Some Progress Toward Agreements; Voice of Church Is Now Heard
 ROME/JERUSALEM, JULY 26 ( After two weeks of fragile
 negotiations, the hopes for peace entrusted to the summit between
 Israelis and Palestinians in Camp David have foundered once again
 on the same rock: the question of Jerusalem's sovereignty.
 Bill Clinton himself had the task of announcing the failure of the
 negotiations. Yesterday he tried unsuccessfully to mediate between
 the positions of his two guests, Israeli Prime Minister Ehud
 Barak, and Palestinian leader Yasser Arafat.
 The U.S. President was positive in his comment on Barak's role
 who, prior to the failure of the negotiations, announced his
 willingness to transfer the control of the Arab neighborhoods of
 the Holy City to the National Palestinian Authority, asking in
 exchange the annexation to Israel of some Jewish settlements.
 Clinton was more severe in his comments on Arafat, as he was
 intransigent in claiming full Palestinian sovereignty over East
 Clinton revealed that some progress had been made, but he accused
 the Palestinian leader of not being ready for peace. The problems
 arose when the mediators tried to put down on paper possible
 points of agreement. At the beginning of yesterday's sessions,
 Arafat threatened to leave, as the Israeli Prime Minister failed
 to concede Arab sovereignty over East Jerusalem. At most, Barak
 offered to share the management of the Eastern neighborhoods,
 while the Palestinian leader insisted on complete control of the
 area, including the old fortress. Clinton tried to mediate again,
 hoping that the threats were merely strategic, as was the case
 last Wednesday. However, in no time he had to admit the summit's
 failure. Now the future is full of question marks, although the
 U.S. President did ask the parties not to take any initiatives and
 to maintain the door to negotiations open.
 Although the Camp David negotiations on the Middle East pass into
 history as one more lost opportunity, U.S. diplomacy is reflecting
 on the next moves to be taken so as not to lose the small steps of
 rapprochement that were taken between the two fronts.
 Once again, Jerusalem's future becomes one of the most difficult
 knots to undo, something which obviously worries the three
 Christian Patriarchs (Catholic, Greek-Orthodox, and Armenian
 Orthodox) of the Holy City, who ended their unprecedented meetings
 with Palestinian and Israeli Ministers yesterday.

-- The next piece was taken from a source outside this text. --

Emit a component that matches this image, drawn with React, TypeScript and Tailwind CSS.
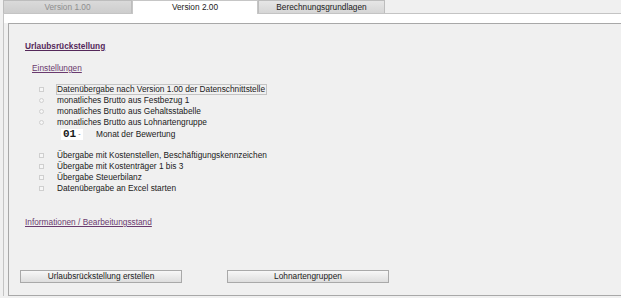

 Speaking on Vatican Radio, Latin Patriarch Michel Sabbah of
 Jerusalem reviewed the Camp David failure, believing that in
 future negotiations on this city, the Church will be able to
 present its point of view ."Everyone gives their opinion. Our
 position is always the same: it is necessary that peace be
 established in Jerusalem and, to accomplish this, the rights of
 all, Palestinians and Israelis, must be recognized. We do not play
 political games, but affirm that to construct peace it is
 necessary to have true justice.  The Church's voice has been
 heard, the two parties have consulted us. This  means that in the
 future, when reference is made to the holy places, the Church will
 be asked to express its point of view."